Russia's President Vladimir Putin holds the puppy given to him by Turkmenistan's President Gurbanguly Berdimuhamedow for his birthday.Alexei Druzhinin/TASS
Some believe that this 1663 engraving by Czech artist Václav Hollar depicts the favorite cat of the second Tsar in the Romanov dynasty, Alexei Mikhailovich. However, there is also a theory that the picture is an allegorical depiction of the Tsar himself.
Lizetta was the favorite horse of Peter the Great, accompanying the Tsar during most battles of the protracted and grueling Great Northern War with Sweden (1700-1721).
The Italian greyhound, Zemira, which belonged to Catherine the Great, led a life of luxury. When it died, Catherine did not leave her bedchamber for several days.

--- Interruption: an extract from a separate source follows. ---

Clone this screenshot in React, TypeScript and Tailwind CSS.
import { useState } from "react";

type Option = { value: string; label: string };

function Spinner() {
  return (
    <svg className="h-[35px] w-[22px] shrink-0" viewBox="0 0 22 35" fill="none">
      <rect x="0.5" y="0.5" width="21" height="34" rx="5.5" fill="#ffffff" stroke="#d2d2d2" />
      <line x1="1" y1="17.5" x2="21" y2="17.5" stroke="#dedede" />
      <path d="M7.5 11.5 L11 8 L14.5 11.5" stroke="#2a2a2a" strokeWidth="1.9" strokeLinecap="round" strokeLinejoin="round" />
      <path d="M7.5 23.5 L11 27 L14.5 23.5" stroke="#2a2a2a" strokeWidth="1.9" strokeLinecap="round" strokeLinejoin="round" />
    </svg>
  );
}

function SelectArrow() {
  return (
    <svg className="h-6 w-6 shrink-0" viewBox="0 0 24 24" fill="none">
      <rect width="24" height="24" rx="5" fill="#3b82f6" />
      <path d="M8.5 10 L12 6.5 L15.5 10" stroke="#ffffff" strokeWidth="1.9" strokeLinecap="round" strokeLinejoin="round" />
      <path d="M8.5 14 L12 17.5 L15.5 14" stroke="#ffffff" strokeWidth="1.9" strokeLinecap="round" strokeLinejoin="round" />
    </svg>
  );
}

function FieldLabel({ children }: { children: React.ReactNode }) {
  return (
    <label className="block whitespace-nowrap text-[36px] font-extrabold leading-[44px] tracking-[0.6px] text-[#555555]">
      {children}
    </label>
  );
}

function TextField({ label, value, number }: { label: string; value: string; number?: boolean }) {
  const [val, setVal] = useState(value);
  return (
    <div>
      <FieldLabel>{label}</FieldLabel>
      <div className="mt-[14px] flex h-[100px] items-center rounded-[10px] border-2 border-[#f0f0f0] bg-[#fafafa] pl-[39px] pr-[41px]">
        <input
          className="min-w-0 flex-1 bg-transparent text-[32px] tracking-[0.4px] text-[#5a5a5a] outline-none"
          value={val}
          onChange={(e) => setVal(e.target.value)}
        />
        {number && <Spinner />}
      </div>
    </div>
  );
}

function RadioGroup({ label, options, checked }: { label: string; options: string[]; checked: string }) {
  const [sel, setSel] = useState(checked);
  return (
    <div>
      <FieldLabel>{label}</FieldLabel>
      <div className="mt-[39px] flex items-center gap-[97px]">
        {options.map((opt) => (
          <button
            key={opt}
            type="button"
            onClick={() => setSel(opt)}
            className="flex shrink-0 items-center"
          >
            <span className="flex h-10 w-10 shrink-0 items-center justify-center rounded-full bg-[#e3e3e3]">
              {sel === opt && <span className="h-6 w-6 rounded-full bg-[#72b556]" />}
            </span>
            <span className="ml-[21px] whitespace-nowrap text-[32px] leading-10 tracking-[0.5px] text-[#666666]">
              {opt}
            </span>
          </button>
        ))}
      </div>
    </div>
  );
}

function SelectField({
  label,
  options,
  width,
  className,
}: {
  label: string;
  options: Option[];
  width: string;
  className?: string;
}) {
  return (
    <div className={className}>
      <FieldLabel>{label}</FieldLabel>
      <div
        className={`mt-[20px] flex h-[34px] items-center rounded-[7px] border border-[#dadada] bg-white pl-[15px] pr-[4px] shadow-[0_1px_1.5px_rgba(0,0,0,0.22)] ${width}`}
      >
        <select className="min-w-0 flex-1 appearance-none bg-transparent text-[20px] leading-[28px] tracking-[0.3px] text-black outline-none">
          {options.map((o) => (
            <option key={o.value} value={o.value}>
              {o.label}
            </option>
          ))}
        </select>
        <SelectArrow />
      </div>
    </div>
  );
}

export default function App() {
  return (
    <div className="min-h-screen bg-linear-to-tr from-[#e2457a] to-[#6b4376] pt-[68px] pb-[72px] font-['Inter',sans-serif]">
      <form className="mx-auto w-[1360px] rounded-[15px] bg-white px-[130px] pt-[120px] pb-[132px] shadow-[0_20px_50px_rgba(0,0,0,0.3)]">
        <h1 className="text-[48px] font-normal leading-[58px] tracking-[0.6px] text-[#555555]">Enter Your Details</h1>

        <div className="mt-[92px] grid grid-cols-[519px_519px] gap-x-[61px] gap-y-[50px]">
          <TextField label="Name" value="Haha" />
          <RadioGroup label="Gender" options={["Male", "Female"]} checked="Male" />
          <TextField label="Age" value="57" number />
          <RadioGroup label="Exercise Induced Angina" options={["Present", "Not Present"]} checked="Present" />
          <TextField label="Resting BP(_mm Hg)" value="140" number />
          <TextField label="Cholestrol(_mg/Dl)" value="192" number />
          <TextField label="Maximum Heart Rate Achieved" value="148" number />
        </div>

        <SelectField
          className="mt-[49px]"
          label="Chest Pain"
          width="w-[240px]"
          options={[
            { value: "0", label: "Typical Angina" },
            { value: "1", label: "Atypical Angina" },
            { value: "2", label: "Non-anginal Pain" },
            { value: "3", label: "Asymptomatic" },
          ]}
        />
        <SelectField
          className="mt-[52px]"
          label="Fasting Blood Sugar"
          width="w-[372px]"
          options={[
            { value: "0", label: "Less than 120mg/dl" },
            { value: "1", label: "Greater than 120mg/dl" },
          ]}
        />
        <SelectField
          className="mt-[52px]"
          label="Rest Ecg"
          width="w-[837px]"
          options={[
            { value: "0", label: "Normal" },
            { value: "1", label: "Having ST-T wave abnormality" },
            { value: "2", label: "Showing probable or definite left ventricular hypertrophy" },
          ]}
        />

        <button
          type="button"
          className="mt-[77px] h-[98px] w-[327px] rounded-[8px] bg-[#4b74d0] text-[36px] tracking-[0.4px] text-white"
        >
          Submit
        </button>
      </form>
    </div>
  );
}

Nicholas I's clever poodle, Hussar, often acted as his valet. When the Tsar wanted to see somebody, he dispatched Hussar to fetch the person and the dog would find him and start pulling at his dress, as if inviting him to an audience.

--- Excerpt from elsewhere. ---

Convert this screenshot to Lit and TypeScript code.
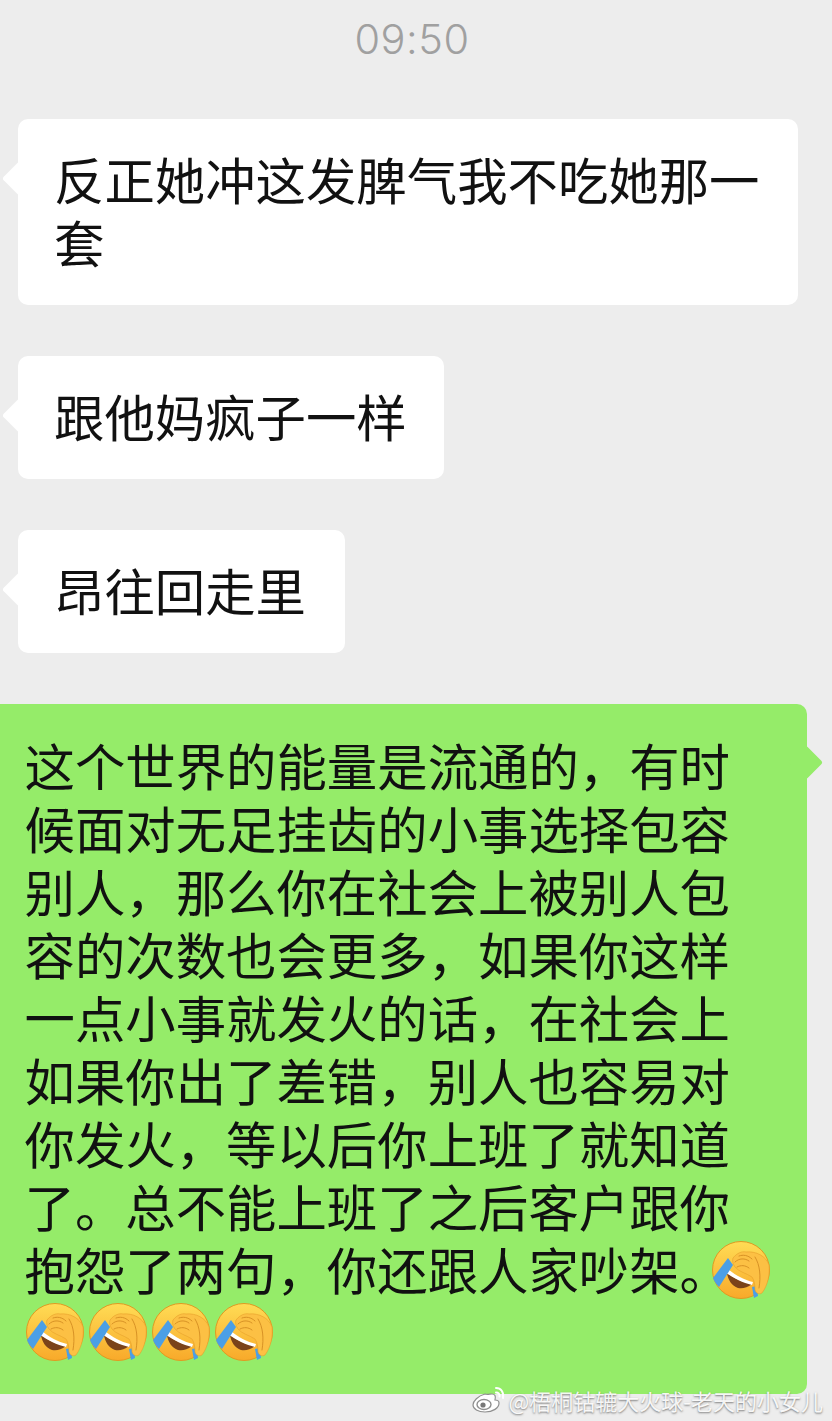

Out of all Russian rulers, Alexander II was the biggest dog lover. His favorite pet was an Irish Setter, Mylord, who accompanied him on walks in St. Petersburg and Moscow. Mylord died of heart complications, (some say heartbreak), when it was parted from his master who had to travel to the International Exposition in Paris in 1867.
Alexander III was very upset when his pet, a husky called Kamchatka, was killed in a train crash in 1888; the same crash in which the imperial family miraculously survived. Years later he'd say: "Do I have a single disinterested friend? I do not and I can't. But Kamchatka was just that!"

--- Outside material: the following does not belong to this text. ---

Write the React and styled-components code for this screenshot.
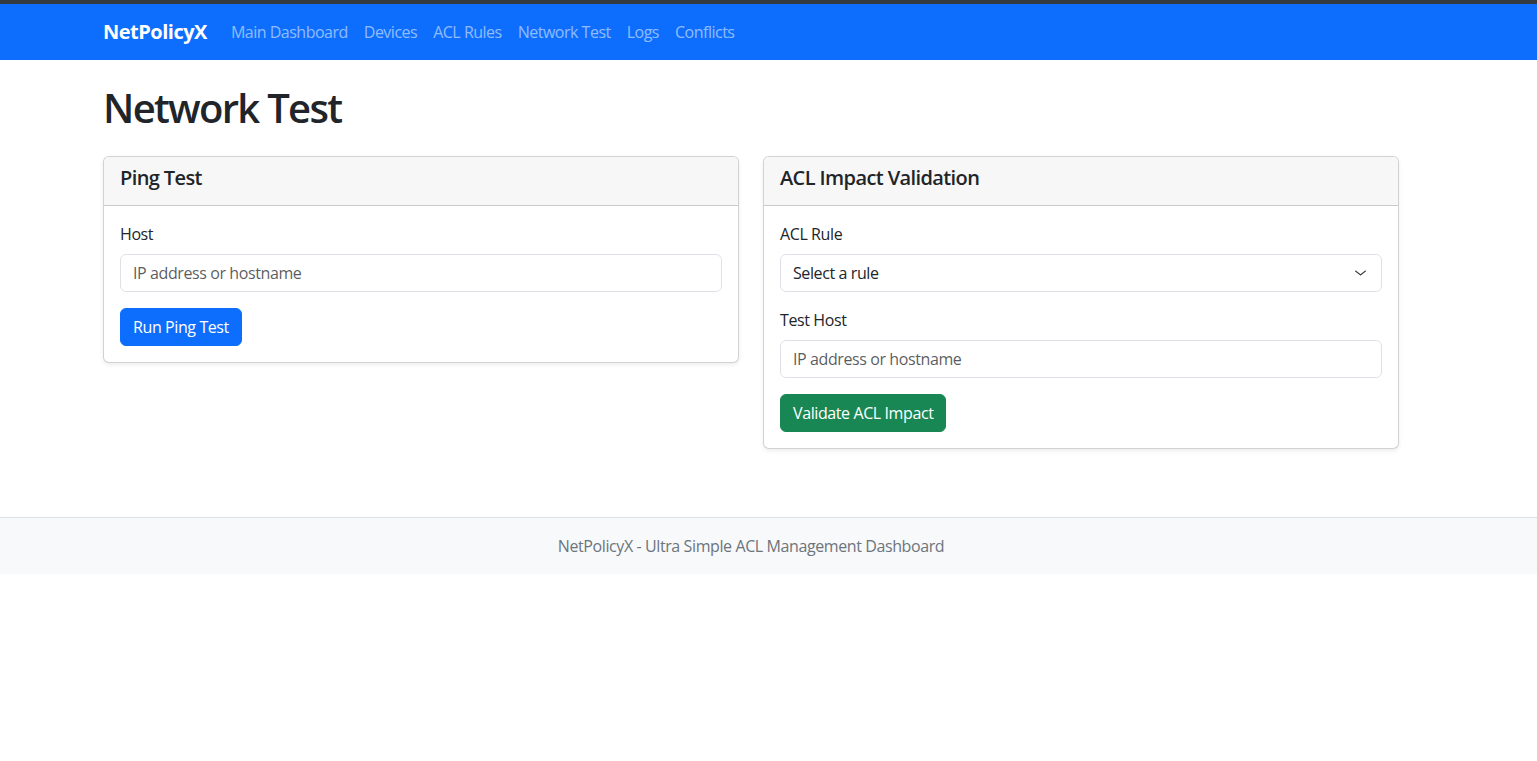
import * as React from 'react';
import styled, { createGlobalStyle } from 'styled-components';

const GlobalStyle = createGlobalStyle`
    * { box-sizing: border-box; }
    body {
        margin: 0;
        font-family: "Open Sans", "Noto Sans", "Liberation Sans", sans-serif;
        font-size: 16px;
        line-height: 1.5;
        color: #212529;
        background: #FFFFFF;
    }
`;

const Navbar = styled.nav`
    height: 60px;
    background: #0D6EFD;
    border-top: 4px solid #343A40;
    display: flex;
    align-items: center;
`;

const Container = styled.div`
    width: 1296px;
    margin-left: 103px;
    display: flex;
    flex-direction: ${p => p.column ? 'column' : 'row'};
    align-items: ${p => p.column ? 'stretch' : 'center'};
    justify-content: ${p => p.center ? 'center' : 'flex-start'};
`;

const Brand = styled.a`
    font-size: 20px;
    font-weight: 700;
    color: #FFFFFF;
    margin-right: 16px;
    letter-spacing: -0.5px;
    text-decoration: none;
    padding: 5px 0;
`;

const NavLink = styled.a`
    color: rgba(255, 255, 255, 0.55);
    padding: 8px 8px;
    font-size: 16px;
    letter-spacing: -0.5px;
    text-decoration: none;
`;

const Main = styled.main`
    padding-top: 24px;
`;

const Title = styled.h1`
    font-size: 40px;
    font-weight: 600;
    line-height: 1.2;
    letter-spacing: -1.7px;
    margin: 0 0 24px 0;
`;

const Row = styled.div`
    display: grid;
    grid-template-columns: 1fr 1fr;
    column-gap: 24px;
    align-items: start;
`;

const Card = styled.div`
    border: 1px solid rgba(0, 0, 0, 0.175);
    border-radius: 6px;
    box-shadow: 0 2px 4px rgba(0, 0, 0, 0.075);
    background: #FFFFFF;
    overflow: hidden;
`;

const CardHeader = styled.div`
    padding: 8px 16px;
    background: #F7F7F7;
    border-bottom: 1px solid rgba(0, 0, 0, 0.175);
`;

const CardTitle = styled.h5`
    font-size: 20px;
    font-weight: 600;
    line-height: 24px;
    letter-spacing: -0.6px;
    margin: 1px 0 7px 0;
`;

const CardBody = styled.div`
    padding: 16px;
`;

const Field = styled.div`
    margin-bottom: 16px;
`;

const Label = styled.label`
    display: block;
    margin-bottom: 8px;
    letter-spacing: -0.4px;
`;

const Input = styled.input`
    display: block;
    width: 100%;
    height: 38px;
    padding: 6px 12px;
    font: inherit;
    letter-spacing: -0.4px;
    color: #212529;
    border: 1px solid #DEE2E6;
    border-radius: 6px;
    outline: none;
    &::placeholder { color: rgba(33, 37, 41, 0.75); }
`;

const SelectBox = styled.div`
    height: 38px;
    padding: 6px 36px 6px 12px;
    border: 1px solid #DEE2E6;
    border-radius: 6px;
    display: flex;
    align-items: center;
    justify-content: space-between;
    letter-spacing: -0.4px;
    position: relative;
    svg {
        position: absolute;
        right: 14px;
        top: 13px;
    }
`;

const Button = styled.button`
    height: 38px;
    padding: 6px 12px;
    font: inherit;
    letter-spacing: -0.4px;
    color: #FFFFFF;
    background: ${p => p.success ? '#198754' : '#0D6EFD'};
    border: 1px solid ${p => p.success ? '#198754' : '#0D6EFD'};
    border-radius: 6px;
    cursor: pointer;
`;

const Footer = styled.footer`
    margin-top: 68px;
    padding: 16px 0;
    background: #F8F9FA;
    border-top: 1px solid #DEE2E6;
    color: #6C757D;
    letter-spacing: -0.4px;
`;

const Chevron = () => (
    <svg width="13" height="10" viewBox="0 0 16 16" preserveAspectRatio="none">
        <path d="m2 5 6 6 6-6" fill="none" stroke="#343A40" strokeWidth="1.6" strokeLinecap="round" strokeLinejoin="round" />
    </svg>
);

const links = ['Main Dashboard', 'Devices', 'ACL Rules', 'Network Test', 'Logs', 'Conflicts'];

export default function App() {
    return (
        <>
            <GlobalStyle />
            <Navbar>
                <Container>
                    <Brand href="#">NetPolicyX</Brand>
                    {links.map(l => <NavLink key={l} href="#">{l}</NavLink>)}
                </Container>
            </Navbar>

            <Main>
                <Container column>
                    <Title>Network Test</Title>
                    <Row>
                        <Card>
                            <CardHeader>
                                <CardTitle>Ping Test</CardTitle>
                            </CardHeader>
                            <CardBody>
                                <Field>
                                    <Label>Host</Label>
                                    <Input placeholder="IP address or hostname" />
                                </Field>
                                <Button>Run Ping Test</Button>
                            </CardBody>
                        </Card>

                        <Card>
                            <CardHeader>
                                <CardTitle>ACL Impact Validation</CardTitle>
                            </CardHeader>
                            <CardBody>
                                <Field>
                                    <Label>ACL Rule</Label>
                                    <SelectBox>
                                        <span>Select a rule</span>
                                        <Chevron />
                                    </SelectBox>
                                </Field>
                                <Field>
                                    <Label>Test Host</Label>
                                    <Input placeholder="IP address or hostname" />
                                </Field>
                                <Button success>Validate ACL Impact</Button>
                            </CardBody>
                        </Card>
                    </Row>
                </Container>
            </Main>

            <Footer>
                <Container center>
                    <span>NetPolicyX - Ultra Simple ACL Management Dashboard</span>
                </Container>
            </Footer>
        </>
    );
}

Nicholas II preferred collies for pets. When the first of them, Raven, died, he spent two months in mourning. Soon he was presented with a new collie called Iman, and he noted how much it resembled Raven. After it died, Nicholas II had other dogs, but he no longer became attached to them.
Lenin had many cats and dogs but their names have been lost to history. In this picture, the Bolshevik leader is playing with his dog, Ayda, in 1922.
Stalin's favorite dog, a spaniel called Milka, was given to him by Queen Wilhelmina of the Netherlands. The dog outlived its master, who died in 1953, by eight years.
At his dacha in Pitsunda (Abkhazia), Nikita Khrushchev liked to play with a bear cub that was looked after by a specially trained KGB officer. When the bear grew up, it was sent to the zoo.
After his resignation in 1964, Khrushchev spent a lot of time with his German Shepherd, Arbat, who accompanied the deposed Soviet leader on his walks. His second companion was a young rook called Kava, whom Khrushchev had found and nursed.
A cat was given to Leonid Brezhnev by the Dalai Lama during a visit to India in 1969. Legend has it that the Dalai Lama advised the Soviet leader not to leave the house if the cat behaved strangely and clung to his clothes. He turned out to be right. Three times the cat, nicknamed Lama, "warned" Brezhnev of danger and saved him from certain death.
The cat, Dorofey, is a favorite pet in the family of former president (2008-2012) and current Russian Prime Minister, Dmitry Medvedev.
The Medvedevs were presented with two setters, Jolie and Daniel, from England. Initially, the plan was that the former First Lady, Svetlana, would choose one of the two, but in the end, they decided to keep both.
Vladimir Putin's first dog, a Labrador called Connie, was by his side for 14 years, ever since the beginning of his first presidency in 2000.
Putin's second dog, Bulgarian Shepherd Dog Yorgo, was given to the president during his visit to that country in 2010. Its name seemed too exotic for Putin, so he launched a national competition to choose a new name for the puppy. The winner was Dima Sokolov, aged 5, who suggested the name Buffy.
In 2012, the governor of Akita Prefecture in Japan presented President Putin with an Akita Inu puppy. Putin chose the name for the dog, calling it Yume ("dream" in Japanese), and he reciprocated by presenting the Japanese governor with a Siberian cat.